Anyway, the film is positively laden with dramatic blockbuster-style images, the kind that are very impressed with their own dramatic weight and mood, but still work for communicating ideas in a blunt, burly way. It’s filmmaking that’s longer on iconography than sophistication and grace, but that’s exactly the right fit for a superhero movie, wouldn’t you say? Shots that go “WUMPH!”, and not shots that sneak in and tap on the shoulder.

And with that, here is the WUMPH that I picked:

If the film has a protagonist, it’s Hugh Jackman’s Wolverine; and while this is not the first shot in which Wolverine appears (Singer has a fetish in this movie for introducing characters in the background of shots), it is the first shot that is “about” Wolverine. Here we find him pounding back something alcoholic in between bouts as a steel cage fighter, which is, we gather, how he gets all his money.

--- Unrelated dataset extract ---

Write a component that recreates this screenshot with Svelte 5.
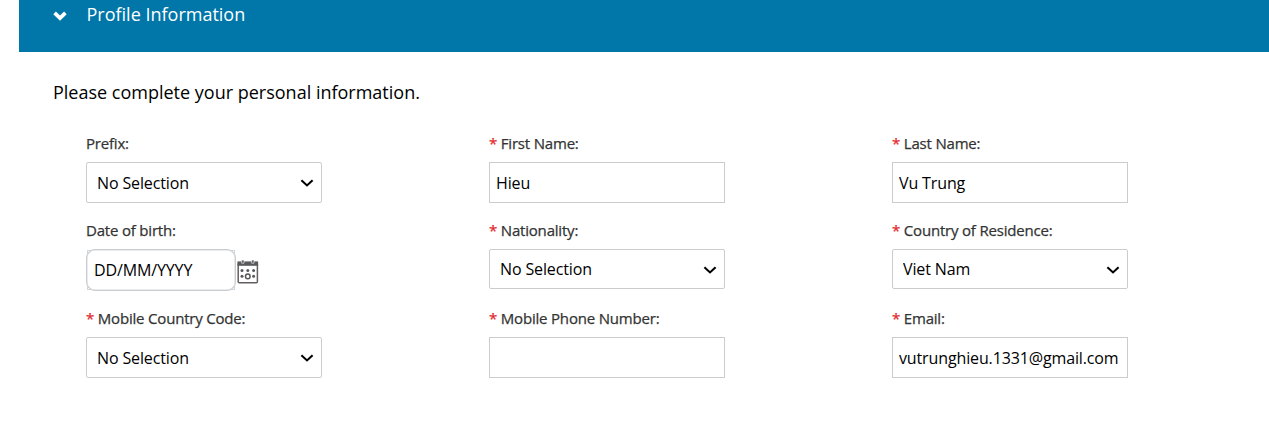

X-Men, thematically, is about feeling isolated because of who you are, and finding comfort and acceptance with those who understand what that isolation feels like. And as such, it has all sorts of metaphorical expressions of that isolation, whether narrative (secondary protagonist Rogue, played by Anna Paquin, and her inability to touch other people without killing them), or visual, such as the final shot in which former friends Erik Lehnsherr (Ian McKellen) and Charles Xavier (Patrick Stewart) are divided by the fact that Erik present lives in a plastic cube hovering in the middle of a giant empty room. Or, of course, in this shot, where we meet Wolverine as a caged animal. Theoretically, this use of his powers in the service of earning a living and supporting himself could be read as a fine act of self-sufficiency and behaving within the limits one was born with, but the impact of this “here’s Wolverine” shot says otherwise: the life he is living has trapped him. X-Men depicts the process by which he learns how not to live in that cage; beyond this one character, the film – the whole trilogy, for that matter – is about the desire to live with freedom outside of the prison that has been both self-inflicted and elected by outside society. Three whole films exist as an attempt to repudiate this image; to allow characters like Wolverine to exist without cages and without the psychological torments that lead to that glass of booze. It’s never explicitly referenced again, but it’s a shot that lingers symbolically for a long time after, and that’s what made it my easy pick for, if not necessarily the “best” thing in the film, then maybe the most resonant.